## TASK DIRECTIONS
Skip the pictures and repeat each line of the data exactly.

## DATA
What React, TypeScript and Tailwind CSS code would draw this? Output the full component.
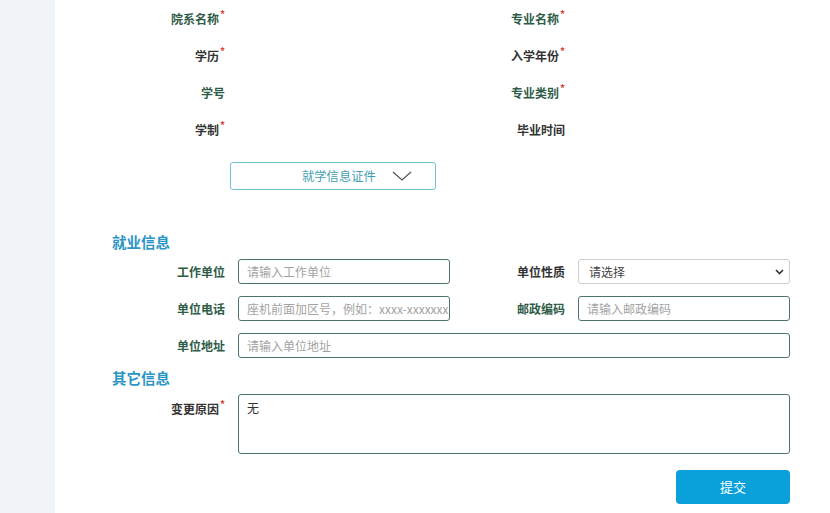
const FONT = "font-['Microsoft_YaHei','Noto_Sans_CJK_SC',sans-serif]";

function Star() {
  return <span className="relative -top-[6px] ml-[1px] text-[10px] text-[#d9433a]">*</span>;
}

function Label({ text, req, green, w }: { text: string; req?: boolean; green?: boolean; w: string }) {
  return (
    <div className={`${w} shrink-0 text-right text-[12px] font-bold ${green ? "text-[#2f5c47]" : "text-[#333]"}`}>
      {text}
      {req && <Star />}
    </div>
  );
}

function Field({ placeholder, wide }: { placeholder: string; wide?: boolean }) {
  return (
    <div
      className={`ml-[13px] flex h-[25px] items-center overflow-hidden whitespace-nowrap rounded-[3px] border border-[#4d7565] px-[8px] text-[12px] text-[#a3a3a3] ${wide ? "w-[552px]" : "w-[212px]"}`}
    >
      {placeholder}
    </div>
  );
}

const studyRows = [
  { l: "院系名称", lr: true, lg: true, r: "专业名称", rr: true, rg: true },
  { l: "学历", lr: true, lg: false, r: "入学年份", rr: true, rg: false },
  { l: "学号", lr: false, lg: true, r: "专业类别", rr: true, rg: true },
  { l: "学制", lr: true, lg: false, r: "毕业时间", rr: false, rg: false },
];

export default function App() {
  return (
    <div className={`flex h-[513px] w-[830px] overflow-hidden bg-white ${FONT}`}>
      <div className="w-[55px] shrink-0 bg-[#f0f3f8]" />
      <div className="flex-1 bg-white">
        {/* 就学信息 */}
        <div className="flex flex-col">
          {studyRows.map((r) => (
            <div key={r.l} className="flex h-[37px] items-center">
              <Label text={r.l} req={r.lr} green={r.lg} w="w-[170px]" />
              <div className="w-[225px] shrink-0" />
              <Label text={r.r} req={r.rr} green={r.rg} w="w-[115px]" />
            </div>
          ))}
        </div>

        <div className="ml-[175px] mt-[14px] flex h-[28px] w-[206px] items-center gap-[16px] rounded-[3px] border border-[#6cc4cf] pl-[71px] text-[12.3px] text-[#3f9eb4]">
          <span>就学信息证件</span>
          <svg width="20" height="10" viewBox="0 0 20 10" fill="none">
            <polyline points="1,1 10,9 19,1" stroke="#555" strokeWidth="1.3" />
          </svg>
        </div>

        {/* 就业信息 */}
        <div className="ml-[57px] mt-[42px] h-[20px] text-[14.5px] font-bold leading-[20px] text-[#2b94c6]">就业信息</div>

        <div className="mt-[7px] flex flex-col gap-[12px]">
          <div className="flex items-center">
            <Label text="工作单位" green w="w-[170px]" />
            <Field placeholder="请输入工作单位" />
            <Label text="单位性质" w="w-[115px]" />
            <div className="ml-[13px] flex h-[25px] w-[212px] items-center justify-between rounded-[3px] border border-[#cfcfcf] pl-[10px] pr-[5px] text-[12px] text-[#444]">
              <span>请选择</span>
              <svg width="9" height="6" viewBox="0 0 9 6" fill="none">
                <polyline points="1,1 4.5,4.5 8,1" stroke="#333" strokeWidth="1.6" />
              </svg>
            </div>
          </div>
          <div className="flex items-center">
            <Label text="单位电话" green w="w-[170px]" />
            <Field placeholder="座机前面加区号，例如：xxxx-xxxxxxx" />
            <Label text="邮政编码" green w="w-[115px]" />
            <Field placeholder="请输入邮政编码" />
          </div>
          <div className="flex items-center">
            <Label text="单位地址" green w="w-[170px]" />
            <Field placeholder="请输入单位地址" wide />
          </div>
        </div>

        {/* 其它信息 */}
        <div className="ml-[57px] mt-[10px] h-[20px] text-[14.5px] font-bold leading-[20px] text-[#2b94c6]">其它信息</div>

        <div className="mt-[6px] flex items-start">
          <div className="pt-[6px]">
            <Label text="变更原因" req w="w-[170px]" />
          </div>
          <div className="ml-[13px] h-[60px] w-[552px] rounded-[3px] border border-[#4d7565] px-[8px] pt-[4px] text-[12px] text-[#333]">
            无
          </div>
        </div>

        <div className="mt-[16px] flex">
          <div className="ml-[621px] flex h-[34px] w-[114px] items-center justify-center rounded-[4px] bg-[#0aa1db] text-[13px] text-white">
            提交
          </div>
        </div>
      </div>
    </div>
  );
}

## EXERCISE SOLUTION
What React, TypeScript and Tailwind CSS code would draw this? Output the full component.
const FONT = "font-['Microsoft_YaHei','Noto_Sans_CJK_SC',sans-serif]";

function Star() {
  return <span className="relative -top-[6px] ml-[1px] text-[10px] text-[#d9433a]">*</span>;
}

function Label({ text, req, green, w }: { text: string; req?: boolean; green?: boolean; w: string }) {
  return (
    <div className={`${w} shrink-0 text-right text-[12px] font-bold ${green ? "text-[#2f5c47]" : "text-[#333]"}`}>
      {text}
      {req && <Star />}
    </div>
  );
}

function Field({ placeholder, wide }: { placeholder: string; wide?: boolean }) {
  return (
    <div
      className={`ml-[13px] flex h-[25px] items-center overflow-hidden whitespace-nowrap rounded-[3px] border border-[#4d7565] px-[8px] text-[12px] text-[#a3a3a3] ${wide ? "w-[552px]" : "w-[212px]"}`}
    >
      {placeholder}
    </div>
  );
}

const studyRows = [
  { l: "院系名称", lr: true, lg: true, r: "专业名称", rr: true, rg: true },
  { l: "学历", lr: true, lg: false, r: "入学年份", rr: true, rg: false },
  { l: "学号", lr: false, lg: true, r: "专业类别", rr: true, rg: true },
  { l: "学制", lr: true, lg: false, r: "毕业时间", rr: false, rg: false },
];

export default function App() {
  return (
    <div className={`flex h-[513px] w-[830px] overflow-hidden bg-white ${FONT}`}>
      <div className="w-[55px] shrink-0 bg-[#f0f3f8]" />
      <div className="flex-1 bg-white">
        {/* 就学信息 */}
        <div className="flex flex-col">
          {studyRows.map((r) => (
            <div key={r.l} className="flex h-[37px] items-center">
              <Label text={r.l} req={r.lr} green={r.lg} w="w-[170px]" />
              <div className="w-[225px] shrink-0" />
              <Label text={r.r} req={r.rr} green={r.rg} w="w-[115px]" />
            </div>
          ))}
        </div>

        <div className="ml-[175px] mt-[14px] flex h-[28px] w-[206px] items-center gap-[16px] rounded-[3px] border border-[#6cc4cf] pl-[71px] text-[12.3px] text-[#3f9eb4]">
          <span>就学信息证件</span>
          <svg width="20" height="10" viewBox="0 0 20 10" fill="none">
            <polyline points="1,1 10,9 19,1" stroke="#555" strokeWidth="1.3" />
          </svg>
        </div>

        {/* 就业信息 */}
        <div className="ml-[57px] mt-[42px] h-[20px] text-[14.5px] font-bold leading-[20px] text-[#2b94c6]">就业信息</div>

        <div className="mt-[7px] flex flex-col gap-[12px]">
          <div className="flex items-center">
            <Label text="工作单位" green w="w-[170px]" />
            <Field placeholder="请输入工作单位" />
            <Label text="单位性质" w="w-[115px]" />
            <div className="ml-[13px] flex h-[25px] w-[212px] items-center justify-between rounded-[3px] border border-[#cfcfcf] pl-[10px] pr-[5px] text-[12px] text-[#444]">
              <span>请选择</span>
              <svg width="9" height="6" viewBox="0 0 9 6" fill="none">
                <polyline points="1,1 4.5,4.5 8,1" stroke="#333" strokeWidth="1.6" />
              </svg>
            </div>
          </div>
          <div className="flex items-center">
            <Label text="单位电话" green w="w-[170px]" />
            <Field placeholder="座机前面加区号，例如：xxxx-xxxxxxx" />
            <Label text="邮政编码" green w="w-[115px]" />
            <Field placeholder="请输入邮政编码" />
          </div>
          <div className="flex items-center">
            <Label text="单位地址" green w="w-[170px]" />
            <Field placeholder="请输入单位地址" wide />
          </div>
        </div>

        {/* 其它信息 */}
        <div className="ml-[57px] mt-[10px] h-[20px] text-[14.5px] font-bold leading-[20px] text-[#2b94c6]">其它信息</div>

        <div className="mt-[6px] flex items-start">
          <div className="pt-[6px]">
            <Label text="变更原因" req w="w-[170px]" />
          </div>
          <div className="ml-[13px] h-[60px] w-[552px] rounded-[3px] border border-[#4d7565] px-[8px] pt-[4px] text-[12px] text-[#333]">
            无
          </div>
        </div>

        <div className="mt-[16px] flex">
          <div className="ml-[621px] flex h-[34px] w-[114px] items-center justify-center rounded-[4px] bg-[#0aa1db] text-[13px] text-white">
            提交
          </div>
        </div>
      </div>
    </div>
  );
}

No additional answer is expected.